> _What the exercise asks_:
Which lines hold the word "this"? Copy each of them from the material.

** Start Exercise data **

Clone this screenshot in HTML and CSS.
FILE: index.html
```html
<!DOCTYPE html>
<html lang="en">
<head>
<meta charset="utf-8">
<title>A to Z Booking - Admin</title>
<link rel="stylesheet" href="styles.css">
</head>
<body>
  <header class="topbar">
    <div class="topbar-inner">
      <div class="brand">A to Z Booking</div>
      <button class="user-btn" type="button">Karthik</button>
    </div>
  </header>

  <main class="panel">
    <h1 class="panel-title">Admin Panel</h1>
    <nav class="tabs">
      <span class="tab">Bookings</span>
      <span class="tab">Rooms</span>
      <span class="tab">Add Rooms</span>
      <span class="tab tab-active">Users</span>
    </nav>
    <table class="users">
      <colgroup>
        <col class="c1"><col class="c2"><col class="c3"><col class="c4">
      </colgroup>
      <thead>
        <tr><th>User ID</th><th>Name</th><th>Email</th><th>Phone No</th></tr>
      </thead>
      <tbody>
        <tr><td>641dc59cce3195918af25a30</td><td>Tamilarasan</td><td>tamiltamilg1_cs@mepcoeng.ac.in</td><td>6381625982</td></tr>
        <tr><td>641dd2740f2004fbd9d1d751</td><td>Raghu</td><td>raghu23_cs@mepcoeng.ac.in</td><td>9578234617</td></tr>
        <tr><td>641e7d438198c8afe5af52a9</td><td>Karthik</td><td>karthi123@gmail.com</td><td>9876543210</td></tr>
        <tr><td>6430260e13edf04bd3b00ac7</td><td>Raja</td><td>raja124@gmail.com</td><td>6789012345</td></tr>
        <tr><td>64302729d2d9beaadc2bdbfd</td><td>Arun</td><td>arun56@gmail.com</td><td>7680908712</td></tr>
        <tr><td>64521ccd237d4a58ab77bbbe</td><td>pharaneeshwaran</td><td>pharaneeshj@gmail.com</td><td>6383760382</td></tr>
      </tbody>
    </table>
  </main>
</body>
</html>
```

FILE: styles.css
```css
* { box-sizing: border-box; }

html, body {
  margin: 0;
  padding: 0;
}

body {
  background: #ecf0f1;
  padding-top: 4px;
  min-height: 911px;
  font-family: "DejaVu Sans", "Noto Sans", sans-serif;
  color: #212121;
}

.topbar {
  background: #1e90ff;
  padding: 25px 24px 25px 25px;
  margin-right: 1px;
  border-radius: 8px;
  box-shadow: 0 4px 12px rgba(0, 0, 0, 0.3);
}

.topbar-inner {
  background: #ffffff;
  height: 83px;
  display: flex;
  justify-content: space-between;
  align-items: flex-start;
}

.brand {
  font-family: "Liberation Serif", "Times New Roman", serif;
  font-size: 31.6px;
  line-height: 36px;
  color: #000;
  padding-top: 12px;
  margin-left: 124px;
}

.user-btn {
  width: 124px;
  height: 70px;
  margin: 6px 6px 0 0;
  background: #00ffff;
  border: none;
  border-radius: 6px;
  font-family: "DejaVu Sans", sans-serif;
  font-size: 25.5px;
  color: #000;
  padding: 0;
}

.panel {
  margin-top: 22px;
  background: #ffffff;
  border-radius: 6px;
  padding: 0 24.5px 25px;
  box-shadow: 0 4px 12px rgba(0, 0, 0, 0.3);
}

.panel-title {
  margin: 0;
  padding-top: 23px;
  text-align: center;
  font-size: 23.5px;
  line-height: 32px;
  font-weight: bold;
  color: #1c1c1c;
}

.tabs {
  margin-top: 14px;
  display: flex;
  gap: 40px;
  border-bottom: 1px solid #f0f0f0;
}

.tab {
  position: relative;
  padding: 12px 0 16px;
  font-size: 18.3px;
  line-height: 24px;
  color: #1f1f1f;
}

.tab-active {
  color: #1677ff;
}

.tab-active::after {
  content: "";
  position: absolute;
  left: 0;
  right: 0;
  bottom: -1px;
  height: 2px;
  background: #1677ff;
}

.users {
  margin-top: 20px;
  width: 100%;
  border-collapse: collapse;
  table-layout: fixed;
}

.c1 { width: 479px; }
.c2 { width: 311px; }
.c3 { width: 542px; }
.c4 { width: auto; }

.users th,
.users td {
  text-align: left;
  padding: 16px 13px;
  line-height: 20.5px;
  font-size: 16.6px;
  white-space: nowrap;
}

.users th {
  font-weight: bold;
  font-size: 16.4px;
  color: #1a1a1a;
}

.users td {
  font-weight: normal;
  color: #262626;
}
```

** End Exercise data **
** Start Exercise data **

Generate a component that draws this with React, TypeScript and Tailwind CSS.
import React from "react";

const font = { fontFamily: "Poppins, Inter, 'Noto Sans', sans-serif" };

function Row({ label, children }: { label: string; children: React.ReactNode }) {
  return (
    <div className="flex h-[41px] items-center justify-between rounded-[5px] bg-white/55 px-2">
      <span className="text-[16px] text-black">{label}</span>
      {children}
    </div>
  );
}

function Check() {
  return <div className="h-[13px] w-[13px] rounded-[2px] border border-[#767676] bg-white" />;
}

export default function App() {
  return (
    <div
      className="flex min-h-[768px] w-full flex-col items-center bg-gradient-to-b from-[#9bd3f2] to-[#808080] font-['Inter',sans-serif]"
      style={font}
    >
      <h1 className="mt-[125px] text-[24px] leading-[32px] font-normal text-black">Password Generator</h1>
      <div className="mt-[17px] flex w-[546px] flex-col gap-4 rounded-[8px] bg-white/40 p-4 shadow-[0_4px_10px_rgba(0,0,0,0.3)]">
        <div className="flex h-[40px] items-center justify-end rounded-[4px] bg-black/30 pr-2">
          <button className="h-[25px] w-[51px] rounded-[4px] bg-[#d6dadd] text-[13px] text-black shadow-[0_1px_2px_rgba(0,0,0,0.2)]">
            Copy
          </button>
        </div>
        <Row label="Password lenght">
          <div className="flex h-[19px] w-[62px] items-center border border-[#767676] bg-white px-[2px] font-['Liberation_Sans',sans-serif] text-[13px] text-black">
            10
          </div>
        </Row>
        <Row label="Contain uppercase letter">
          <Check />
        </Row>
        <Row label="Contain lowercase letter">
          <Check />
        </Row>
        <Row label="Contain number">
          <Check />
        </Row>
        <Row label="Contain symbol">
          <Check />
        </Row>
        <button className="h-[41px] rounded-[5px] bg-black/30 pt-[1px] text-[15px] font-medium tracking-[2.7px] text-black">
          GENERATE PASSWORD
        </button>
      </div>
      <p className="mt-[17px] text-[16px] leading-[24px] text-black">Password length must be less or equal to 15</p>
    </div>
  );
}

** End Exercise data **

> _Complete answer_:
Clone this screenshot in HTML and CSS.
Generate a component that draws this with React, TypeScript and Tailwind CSS.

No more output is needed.